Surprise- my wife took to writing this post! Enjoy.
From the wife of a gay, married Mormon:
Some of you might be wondering "what's it like to be married to someone who is attracted to guys?" The short answer: an emotional roller coaster! The long answer takes a little more time; I can't do the subject justice in one post, but I will give it a shot.
Being married has been the greatest blessing of my life. My husband I get along so well most of the time. We even joke a little now that maybe we are so compatible because we have the same taste in men. ;). But our road has had some difficulties, more so since finding out about my husband's secret struggle last year.
When he told me last May, we felt it best not to tell anyone. That we could work it out alone, together. Within a few months, we realized he should be seeing our bishop for extra help and support. But after he started seeing the bishop, my loneliness intensified. I felt I was completely alone with no one to talk to. Sometimes people would say things to me like, "if you think your life is hard, look at poor so and so" and I would verbally agree but in my mind I was screaming "if you only knew...." It has been difficult. Finding my place in this non-traditional marriage had been a struggle and I have made some serious fumbles along the way. This blog has been a great outlet for my husband. But while it's important for those who struggle with this complex issue to reach out and support each other...Wives need support too. With this secret life comes incredible loneliness. And fear. Fear that one day everything is going to fall apart and you have no control over anything. Fear that everything you have ever known was a lie, a cover story, or an attempted "cure" for SGA. Fear that no matter what you do, you will never be enough--because no matter how fit/trim you are, or how perfect your hair and makeup are...you're still not a man. Because of all this, there is incredible insecurity.
In spite of all these emotions, I have gained a lot of strength in this last year. I was given a couple of experiences on the day my husband told me his "secrets" that let me know The Lord was aware of me. It was always in little things like getting a prompting to listen to a certain conference talk on my morning run instead of music. And through another sweet experience prior to our talk I felt the love of God, comforting me before I even knew I needed it. And that was very strengthening.
As we have tried to grapple with our new reality, we have started seeing our bishop together and going to marriage counseling- both scary but wonderful blessings. We were counseled to make couple scripture study a top priority, and we have followed that faithfully even while on vacation. We have reached a new level of communication and openness that has been amazing. We have talked about hard things and grown closer together.

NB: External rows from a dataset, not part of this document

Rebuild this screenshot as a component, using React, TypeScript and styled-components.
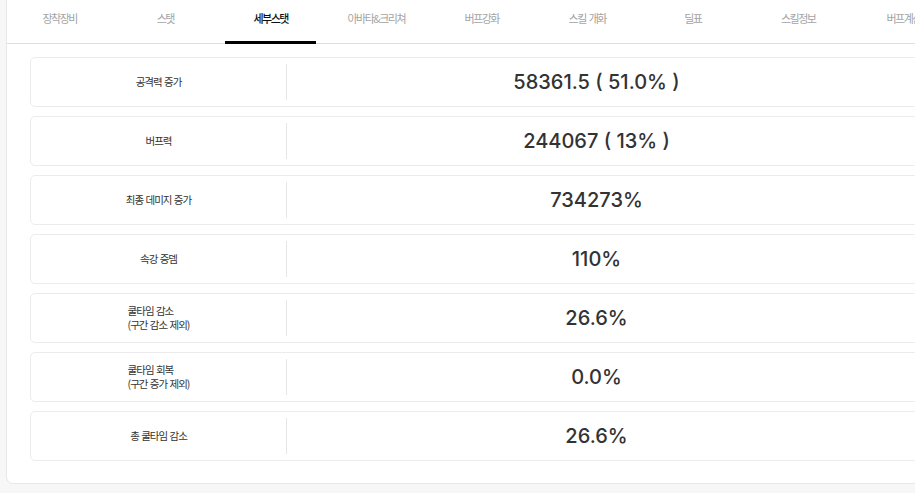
import React from "react";
import styled, { createGlobalStyle } from "styled-components";

const Global = createGlobalStyle`
  html, body {
    margin: 0;
    padding: 0;
    background: #f7f7f7;
    overflow: hidden;
  }
  body {
    font-family: "Noto Sans CJK KR", "Noto Sans", sans-serif;
    width: 915px;
  }
`;

const Panel = styled.div`
  width: 960px;
  margin-left: 6px;
  background: #fff;
  border: 1px solid #e8e8e8;
  border-top: none;
  border-radius: 0 0 7px 7px;
  padding-bottom: 22px;
  box-sizing: border-box;
`;

const Tabs = styled.nav`
  display: flex;
  height: 43px;
  border-bottom: 1px solid #dedede;
`;

const Tab = styled.div<{ $active?: boolean }>`
  position: relative;
  flex: 0 0 105.5px;
  box-sizing: border-box;
  padding-top: 10px;
  text-align: center;
  font-size: 11px;
  letter-spacing: -1.5px;
  word-spacing: 2px;
  line-height: 16px;
  white-space: nowrap;
  color: ${(p) => (p.$active ? "#111" : "#a3a3a3")};
  font-weight: ${(p) => (p.$active ? 500 : 400)};
  &::after {
    content: "";
    display: ${(p) => (p.$active ? "block" : "none")};
    position: absolute;
    left: 7px;
    right: 8px;
    bottom: -1px;
    height: 3px;
    background: #000;
  }
`;

const List = styled.div`
  display: flex;
  flex-direction: column;
  gap: 9px;
  padding: 13px 0 0 23px;
`;

const Card = styled.div`
  display: flex;
  align-items: center;
  height: 50px;
  box-sizing: border-box;
  background: #fff;
  border: 1px solid #ececec;
  border-radius: 5px;
`;

const LabelCell = styled.div`
  flex: 0 0 255px;
  display: flex;
  justify-content: center;
  align-items: center;
`;

const LabelText = styled.div`
  font-size: 10.5px;
  line-height: 14px;
  letter-spacing: -1px;
  word-spacing: 1px;
  color: #333;
  text-align: left;
  white-space: nowrap;
`;

const Divider = styled.div`
  flex: 0 0 1px;
  align-self: stretch;
  margin: 6px 0;
  background: #e6e6e6;
`;

const ValueCell = styled.div`
  flex: 1;
  padding-right: 58px;
  text-align: center;
  font-family: Inter, Roboto, "Noto Sans", sans-serif;
  font-weight: 500;
  font-size: 20px;
  color: #333;
  white-space: nowrap;
`;

const tabs = [
  "장착장비",
  "스탯",
  "세부스탯",
  "아바타&크리쳐",
  "버프강화",
  "스킬 개화",
  "딜표",
  "스킬정보",
  "버프계산",
];

const rows: { label: string[]; value: string }[] = [
  { label: ["공격력 증가"], value: "58361.5 ( 51.0% )" },
  { label: ["버프력"], value: "244067 ( 13% )" },
  { label: ["최종 데미지 증가"], value: "734273%" },
  { label: ["속강 증뎀"], value: "110%" },
  { label: ["쿨타임 감소", "(구간 감소 제외)"], value: "26.6%" },
  { label: ["쿨타임 회복", "(구간 증가 제외)"], value: "0.0%" },
  { label: ["총 쿨타임 감소"], value: "26.6%" },
];

export default function App() {
  return (
    <>
      <Global />
      <Panel>
        <Tabs>
          {tabs.map((t) => (
            <Tab key={t} $active={t === "세부스탯"}>
              {t}
            </Tab>
          ))}
        </Tabs>
        <List>
          {rows.map((r) => (
            <Card key={r.label.join()}>
              <LabelCell>
                <LabelText>
                  {r.label.map((l, i) => (
                    <div key={i}>{l}</div>
                  ))}
                </LabelText>
              </LabelCell>
              <Divider />
              <ValueCell>{r.value}</ValueCell>
            </Card>
          ))}
        </List>
      </Panel>
    </>
  );
}
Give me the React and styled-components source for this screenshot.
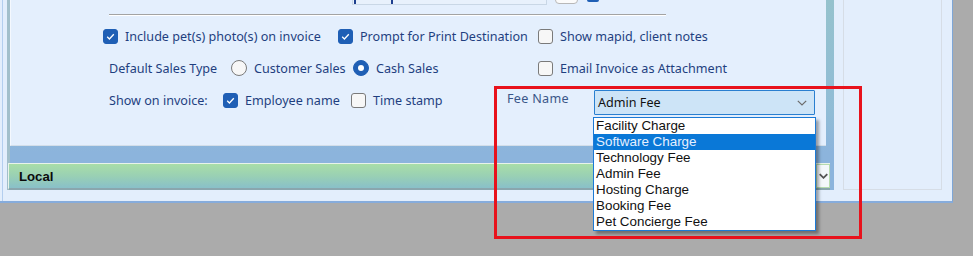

The most important thing for me to remember is how incredible my husband is. He has these attractions and inclinations but still he chose me. He chose to put off the natural man and stay close to The Lord and the gospel. And that is amazing to me. In a strange way, since finding out about everything, my love and admiration for my husband have grown. He is so strong and faithful even though the road is rocky sometimes.
I don't think the emotional roller coaster is over yet, but we are definitely making progress.
Wow! What an honest and beautiful post. My own hope doubles to learn of the faith in your marriage from both your perspectives. It helps me understand and appreciate my wife even more. And to appreciate a loving God who is aware of us and often blesses us even before we realize we need it. Thanks for your courage and trust and selflessness. If you weren't willing to support GMM in writing this blog (and now, even participate by writing posts!), we would not have this place to come and be encouraged and strengthened. May God continue to bless and watch over your family and keep you strong and united as you share His love with others.